Friday, August 17, 2012

The elephant in the room

I've feeling a little sad today.  When Aria was a baby, I started keeping a journal for her.  I've been really bad about keeping it up to date lately, but today I started going through the old entries.  It reminded me why I had started the journal to begin with and I think I need to bring that poor journal back up to date.  In the particular entry stood out to me.  I debated sharing it with you; in fact, I never intended on sharing any of the journal entries as they are private letters to my daughter when she is old enough to understand the weight of the words written in them.  This particular entry is most certainly not full of light and cheer. Please forgive me if this is something you'd rather not see in a blog about dolls; I know that it is not an easy topic.  But its an important one.  People need to talk about it more.  Its the elephant in the room...nobody wants to talk about but talking is the only way to move through grief.  And tonight...I'm missing someone pretty bad.   Also, please excuse the inclusion of strong language in the letter.  I chose not to edit them out on purpose.

As a warning, in case someone has experienced this recently and is not ready to read about it right now.  This particular entry is about a friend who killed himself when I was 19.  Normally I include links throughout the text or at the bottom of the post.  But this time, I will provide links under this introduction.  Please...Please...Please if you or someone you know is considering suicide....reach out for help.  If you have experienced suicide in your life, reach out to family, friends, a support group...somebody, anybody... You don't have to go through this alone.  In the U.S. culture, we seem to value doing everything on our own, we view asking for help as a sign of weakness....but its not.  Being strong is knowing when you need help and being brave enough to ask for it. 

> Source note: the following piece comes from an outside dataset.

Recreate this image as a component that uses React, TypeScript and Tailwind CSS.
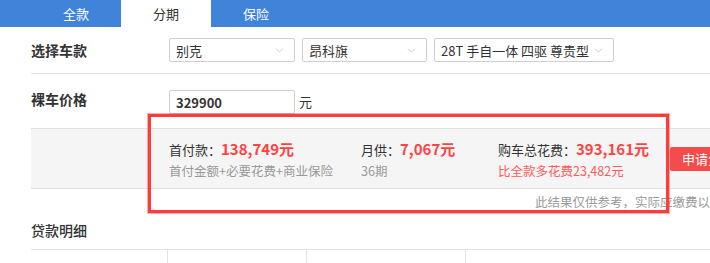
import React from "react";
import { ChevronDown } from "lucide-react";

function Select({ value, width }: { value: string; width: string }) {
  return (
    <div
      className={`${width} h-[24px] border border-[#cfcfcf] rounded-[2px] bg-white flex items-center justify-between pl-[6px] pr-[8px]`}
    >
      <span className="text-[13px] leading-none text-[#333]">{value}</span>
      <ChevronDown size={13} strokeWidth={1.2} className="text-[#b5b5b5]" />
    </div>
  );
}

export default function App() {
  return (
    <div className="relative w-[710px] h-[263px] overflow-hidden bg-white font-['Microsoft_YaHei','Noto_Sans_CJK_SC',sans-serif] text-[#333]">
      {/* TABS */}
      <div className="h-[27px] bg-[#3f84d9] flex pl-[31px]">
        <div className="w-[90px] flex items-center justify-center text-[13px] text-white">全款</div>
        <div className="w-[90px] flex items-center justify-center text-[13px] text-[#333] bg-white">分期</div>
        <div className="w-[90px] flex items-center justify-center text-[13px] text-white">保险</div>
      </div>

      <div className="pl-[31px]">
        {/* 选择车款 */}
        <div className="flex items-center h-[47px] border-b border-[#e3e3e3]">
          <div className="w-[138px] text-[14px] font-bold leading-none">选择车款</div>
          <div className="flex gap-[7px]">
            <Select value="别克" width="w-[126px]" />
            <Select value="昂科旗" width="w-[125px]" />
            <Select value="28T 手自一体 四驱 尊贵型" width="w-[180px]" />
          </div>
        </div>

        {/* 裸车价格 */}
        <div className="flex items-start h-[54px] pt-[16px]">
          <div className="w-[138px] text-[14px] font-bold leading-none pt-[2px]">裸车价格</div>
          <div className="w-[126px] h-[24px] border border-[#cfcfcf] rounded-[2px] flex items-center pl-[6px] text-[13px] font-bold leading-none">
            329900
          </div>
          <span className="ml-[4px] text-[13px] leading-[24px]">元</span>
        </div>

        {/* RESULT BAND */}
        <div className="h-[61px] bg-[#f5f5f5] border-y border-[#e0e0e0] flex items-center pl-[138px] overflow-hidden">
          <div className="w-[192px] shrink-0 flex flex-col gap-[9px] pt-[1px]">
            <div className="flex items-baseline text-[13px] leading-none">
              首付款：<span className="text-[15px] font-bold text-[#ff4343]">138,749元</span>
            </div>
            <div className="text-[12.5px] leading-none text-[#999]">首付金额+必要花费+商业保险</div>
          </div>
          <div className="w-[137px] shrink-0 flex flex-col gap-[9px] pt-[1px]">
            <div className="flex items-baseline text-[13px] leading-none">
              月供：<span className="text-[15px] font-bold text-[#ff4343]">7,067元</span>
            </div>
            <div className="text-[12.5px] leading-none text-[#999]">36期</div>
          </div>
          <div className="w-[172px] shrink-0 flex flex-col gap-[9px] pt-[1px]">
            <div className="flex items-baseline text-[13px] leading-none">
              购车总花费：<span className="text-[15px] font-bold text-[#ff4343]">393,161元</span>
            </div>
            <div className="text-[12.5px] leading-none text-[#ff5a5a]">比全款多花费23,482元</div>
          </div>
          <div className="h-[24px] w-[80px] shrink-0 bg-[#f44c4c] rounded-[2px] flex items-center pl-[12px] text-[13px] text-white whitespace-nowrap">
            申请分期
          </div>
        </div>

        {/* NOTE */}
        <div className="h-[26px] flex items-center pl-[504px] whitespace-nowrap overflow-hidden">
          <span className="text-[12.5px] leading-none text-[#999]">此结果仅供参考，实际应缴费以当地为准</span>
        </div>

        {/* 贷款明细 */}
        <div className="h-[34px] flex items-center pb-[5px]">
          <span className="text-[14px] font-medium leading-none">贷款明细</span>
        </div>

        <div className="h-[14px] border-t border-[#e3e3e3] flex">
          <div className="w-[137px] border-r border-[#e3e3e3]" />
          <div className="w-[139px] border-r border-[#e3e3e3]" />
          <div className="w-[159px] border-r border-[#e3e3e3]" />
        </div>
      </div>

      {/* ANNOTATION BOX */}
      <div className="absolute left-[148px] top-[114px] w-[521px] h-[99px] border-[3px] border-[#ff3c3c] shadow-[0_0_0_1px_rgba(255,70,70,0.45)] pointer-events-none" />
    </div>
  );
}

National Suicide Prevention Lifeline: 1-800-273-TALK (8255)
International Suicide Prevention Hotlines
Resources for those who've experienced suicide in their lives

The Elephant in the Room is a beautiful poem about the importance of letting those who are grieving the opportunity to talk about their loss, their emotions, and most importantly...the one they lost.

Aria Jae,

This letter is a revised version of one I wrote in the handwritten journal that didn't go very far. I think you are currently using said journal as a scribble pad.

Auntie Tina and I've talked about how a parent decides what and how much to divulge about their personal lives to their children. We haven't come to any conclusions as of yet but I think she would agree that this is an intensely individual decision that every parent must make on his/her own. I am leaning towards fairly full disclosure. I've made a lot of mistakes in my life and have experienced some pretty undesirable things. While I'd prefer if you could go your entire life believing that your momma has led a fairy tale life, I'd prefer it more if you could have a better journey through your own life. 

At the time I wrote the original letter you were 6 months old. I had just found out that Heather Hartley, a professor in my department had killed herself. I'd taken a sociology of women's class with her and had thoroughly enjoyed her instruction. She was witty and captivating as an instructor. And now she is the third person I know who has killed him/herself.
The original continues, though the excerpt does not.